The class `Constrained_triangulation_plus_2<Tr>`
provides a constrained triangulation with an additional data
structure
that keeps track of the input constraints and of their refinement
in the triangulation.
The class `Constrained_triangulation_plus_2<Tr>`
inherits from its template parameter Tr, which has to be instantiated
by a constrained or constrained Delaunay triangulation.
According to its intersection tag, the base class
will support intersecting input constraints or not.
When intersections of input constraints are supported,
the base class constructs a triangulation of the arrangement
of the constraints,
introducing new vertices at each proper intersection
point.


The triangulation maintains for each input constraint
the sequence of vertices on this constraint.

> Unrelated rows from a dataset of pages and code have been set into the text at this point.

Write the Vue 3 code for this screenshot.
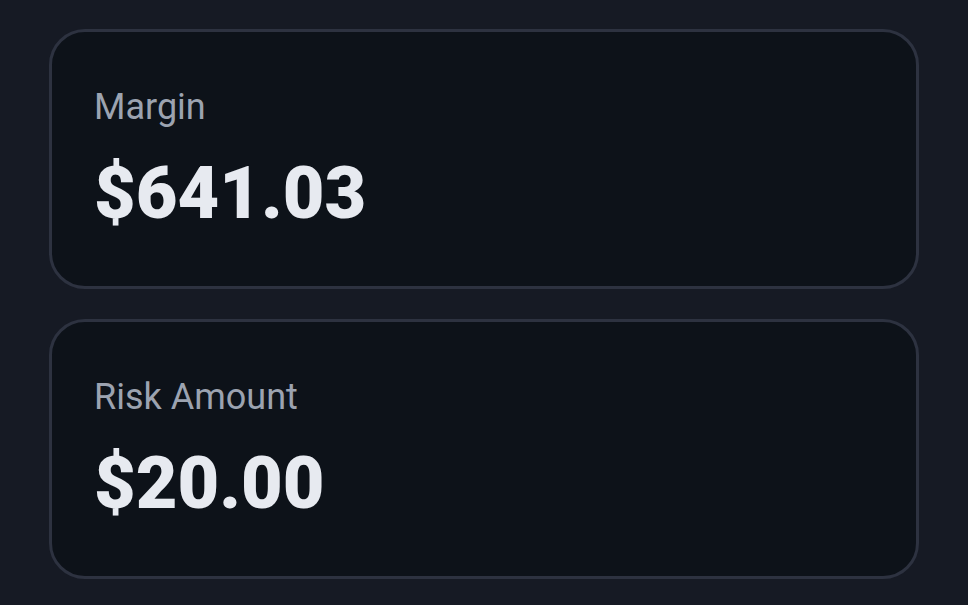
<script setup>
const metrics = [
  { label: 'Margin', value: '$641.03' },
  { label: 'Risk Amount', value: '$20.00' },
]
</script>

<template>
  <main class="panel">
    <dl v-for="metric in metrics" :key="metric.label" class="card">
      <dt class="label">{{ metric.label }}</dt>
      <dd class="value">{{ metric.value }}</dd>
    </dl>
  </main>
</template>

<style>
body {
  margin: 0;
  background: #161a24;
}
</style>

<style scoped>
.panel {
  display: grid;
  gap: 30px;
  padding: 29px 49px 26px;
  font-family: Roboto, sans-serif;
}

.card {
  box-sizing: border-box;
  margin: 0;
  padding: 53px 42px 49px;
  border: 3px solid #2d3240;
  border-radius: 36px;
  background: #0d1219;
}

.label {
  color: #9ca3b0;
  font-size: 36px;
  line-height: 44px;
}

.value {
  margin: 0;
  padding-top: 22px;
  color: #e7eaf0;
  font-size: 72px;
  font-weight: 900;
  line-height: 86px;
}
</style>
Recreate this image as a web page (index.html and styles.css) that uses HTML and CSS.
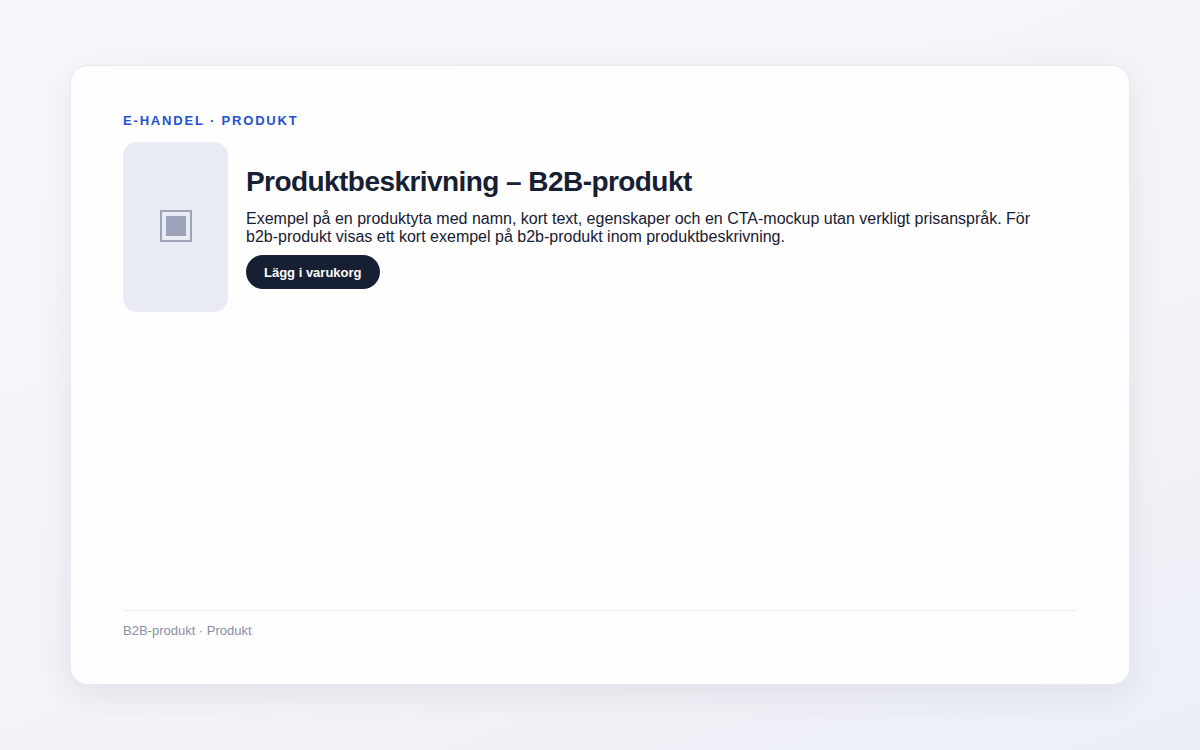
FILE: index.html
```html
<!DOCTYPE html>
<html lang="sv">
<head>
    <meta charset="UTF-8">
    <meta name="viewport" content="width=device-width, initial-scale=1.0">
    <title>Produktbeskrivning – B2B-produkt</title>
    <link rel="stylesheet" href="styles.css">
</head>
<body>
    <main class="card">
        <p class="kicker">E-handel · Produkt</p>
        <section class="product">
            <div class="thumb">
                <svg class="thumb-icon" viewBox="0 0 32 32" aria-hidden="true">
                    <rect x="1" y="1" width="30" height="30" fill="none" stroke="currentColor" stroke-width="2"/>
                    <rect x="6" y="6" width="20" height="20" fill="currentColor"/>
                </svg>
            </div>
            <div class="info">
                <h1>Produktbeskrivning – B2B-produkt</h1>
                <p class="text">Exempel på en produktyta med namn, kort text, egenskaper och en CTA-mockup utan verkligt prisanspråk. För b2b-produkt visas ett kort exempel på b2b-produkt inom produktbeskrivning.</p>
                <button type="button" class="cta">Lägg i varukorg</button>
            </div>
        </section>
        <footer class="foot">B2B-produkt · Produkt</footer>
    </main>
</body>
</html>
```
FILE: styles.css
```css
*{
    box-sizing: border-box;
}
body{
    margin: 0;
    min-height: 100vh;
    display: flex;
    padding: 65px 70px;
    font-family: "Liberation Sans", Arial, sans-serif;
    color: #172033;
    background: linear-gradient(160deg, #f8f8fc 0%, #f1f1f6 75%, #ebeff8 100%);
}
.card{
    flex: 1;
    display: flex;
    flex-direction: column;
    padding: 47px 52px 45px;
    background: #fefefe;
    border: 1px solid #e8e9f1;
    border-radius: 18px;
    box-shadow: 0 8px 32px rgba(23, 32, 51, 0.08);
}
.kicker{
    margin: 0 0 13px;
    font-size: 13px;
    line-height: 16px;
    font-weight: 700;
    letter-spacing: 0.14em;
    text-transform: uppercase;
    color: #1f51d0;
}
.product{
    display: flex;
    align-items: center;
    gap: 18px;
}
.thumb{
    flex: none;
    width: 105px;
    height: 170px;
    padding-bottom: 2px;
    display: flex;
    align-items: center;
    justify-content: center;
    border-radius: 14px;
    background: #e8ebf4;
    color: #9ca3b8;
}
.thumb-icon{
    width: 32px;
    height: 32px;
}
.info{
    flex: 1;
}
h1{
    margin: 0 0 11px;
    font-size: 28px;
    line-height: 34px;
    letter-spacing: -0.02em;
}
.text{
    max-width: 810px;
    margin: 0 0 9px;
    font-size: 16px;
    line-height: 18px;
}
.cta{
    display: block;
    height: 34px;
    padding: 0 18px;
    border: none;
    border-radius: 17px;
    background: #172033;
    color: #fff;
    font-family: inherit;
    font-size: 13px;
    font-weight: 700;
}
.foot{
    margin-top: auto;
    padding-top: 12px;
    border-top: 1px solid #ededf4;
    font-size: 13px;
    line-height: 16px;
    color: #8a8fa5;
}
```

These vertices are
either vertices of the input constraint or intersection points.

Two consecutive vertices of an input constraint form a *subconstraint*.
The triangulation enables the retrieval of the set
of subconstraints of the triangulation (not ordered along constraints).

It further enables the retrieval of the set of input constraints that induce a subconstraint.
As it is straightforward to obtain a subconstraint from a constrained edge `e`,
one can easily obtain the input constraints that induce `e`.

\subsection Subsection_Edges_and_Constraints Edges, Constrained Edges, Constraints, and Subconstraints

All triangulation classes define the type `Edge` as  `typedef std::pair<Face_handle, int> Edge`.
For a pair `(fh,i)` it is the edge of the face `*fh`, which is opposite to the `i`'th vertex.

A <em>constrained edge</em> `e` is an edge of a constrained triangulation `ct`, for which `ct.is_constrained(e)` returns `true`.

A <em>constraint</em> is a polyline which is given as input (in the simplest case just a segment), and
which is split into constrained edges in the triangulation.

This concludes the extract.